Brocade Marcus Jewell

With 34 percent of the world’s population, more than 2.5 billion people, enjoying access to the internet and businesses increasingly relying on IP-based voice and video communications as well as cloud-services, demands being placed on today’s data centres are immense. Unfortunately many of the data centres that exist today are based on 20-year old technologies. They can no longer keep up with the demand they are being placed under to the point where businesses are falling behind the requirements needed to adopt new innovations like virtualisation and cloud computing – which require greater network agility and performance from the underlying network in order to operate effectively.

Brocade’s recent research found that two thirds of businesses are experiencing multiple outages each week, resulting in data and revenue loss, and causing some to fall short of customer’s service level agreements. When you look at the news agenda, large scale outages happen with striking regularity. With 20 year old technology, companies are struggling to deal with surges in demand and it is resulting in damage to both the business’ bottom line and its reputation.

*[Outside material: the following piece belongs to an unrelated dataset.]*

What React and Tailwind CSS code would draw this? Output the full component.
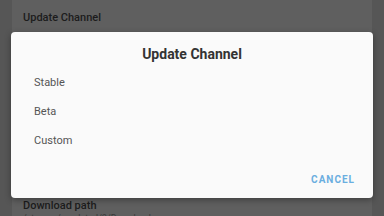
export default function App() {
  return (
    <div className="relative w-[384px] h-[216px] overflow-hidden bg-[#565656]" style={{ fontFamily: "Roboto, 'Liberation Sans', sans-serif" }}>
      <div className="mx-[12px] h-full bg-[#5f5f5f] flex flex-col px-[11px]">
        <div className="pt-[11px] text-[11px] font-medium text-[#1c1c1c] leading-[14px]">Update Channel</div>
        <div className="mt-[174px] text-[11px] font-medium text-[#1c1c1c] leading-[14px]">Download path</div>
        <div className="text-[9px] text-[#3a3a3a] leading-[10px]">/storage/emulated/0/Download</div>
      </div>
      <div className="absolute left-[11px] top-[32px] w-[362px] h-[166px] bg-[#fafafa] rounded-[4px] shadow-[0_2px_6px_rgba(0,0,0,0.35)] flex flex-col">
        <div className="pt-[12px] text-center text-[14px] font-bold text-[#333333] leading-[20px]">Update Channel</div>
        <div className="flex flex-col pl-[23px] mt-[5px] text-[11px] text-[#555555]">
          <div className="h-[29px] flex items-center">Stable</div>
          <div className="h-[29px] flex items-center">Beta</div>
          <div className="h-[29px] flex items-center">Custom</div>
        </div>
        <div className="mt-auto flex justify-end pr-[18px] pb-[11px]">
          <span className="text-[10px] font-bold tracking-[1px] text-[#6aaee0]">CANCEL</span>
        </div>
      </div>
    </div>
  );
}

So what are the options for enterprises?
The simple truth is that businesses have to go through a dramatic change to meet the continuously changing and unique networking requirements needed to adopt technology like virtualisation and cloud computing that are designed to prevent these outages.

Business operations, planning and competitiveness have never been so reliant on corporate IT infrastructure and so the requirement for a resilient yet agile, high performance network is only going to become more important.

Enterprises need to be looking at their infrastructure now, rather than simply sitting tight and hoping these major outages do not occur.

Data centre of the future – the "On-Demand" Data Centre
A new approach is required for the data centre; one that represents another major evolution in networking towards a highly virtualised, open and flexible network infrastructure and one that evolves with new technologies and practices (such as Software Defined Networking). With an infrastructure that combines physical and virtual networking elements, enterprises can provision the capacity – compute, network, storage and services – they require to deliver high-value applications faster and easier than the legacy data centre networks they are using today.

How can enterprises begin to make the transition to the data centre of the future? There are a few key steps to consider:

1. Solid foundations
At the heart of any data centre is the physical networking infrastructure, one that provides the connectivity between applications, servers and storage. However, not all networking infrastructures are equal and for businesses that want to embrace a highly flexible and agile on-demand model – a fabric-based networking topology is required. A fabric-based network, both at the IP and storage layers, will simplify network design and management to address the growing complexity in IT and data centres today, and deliver key features like logical chassis, distributed intelligence and automated port profile migration. This provides the ideal hardware foundation for the On-Demand Data Centre.

2. Virtual infrastructure
On top of the physical infrastructure will be a virtual or logical layer. The same concepts are now being applied to storage and IP networks with technologies such as overlay networks enabled through a variety of tunneling techniques. Next we will see network services virtualised, thanks to the introduction of virtual switches and routers. Network Function Virtualisation represents an industry movement towards software or VM-based form factors for common data centre services. Customers want to realise the cost and flexibility advantages of software rather than continuing to deploy specialised, purpose-built devices for services such as application delivery controllers. This is the case in cloud architectures where these services need to be commissioned and decommissioned with mouse clicks rather than physical hardware installations and moves.

3. Controllers
In addition to the physical and virtual or logical layer will be controllers (for the network, servers and data storage). One example is the network controller, which is implemented in software and tracks the status of the network and provides well-defined KPIs. The complete architecture is built around applications that directly affect the underlying infrastructure and guarantees the best possible application uptime, performance and security.

4. Orchestration frameworks
Finally, the entire data centre environment must be managed by orchestration frameworks that allow for the rapid and end-to-end provisioning of virtual data centres. Approaches like OpenStack, for example, allows customers to deploy network capacity and services in their cloud-based data centres far quicker than with legacy network architectures and provisioning tools.

The data centre of the future will be a combination of the most valuable aspects of the physical and virtual layers. Such a data centre will give organisations the ability to flexibly deploy data centre capacity – compute, networking, storage and services – in real-time, whenever and wherever they need it.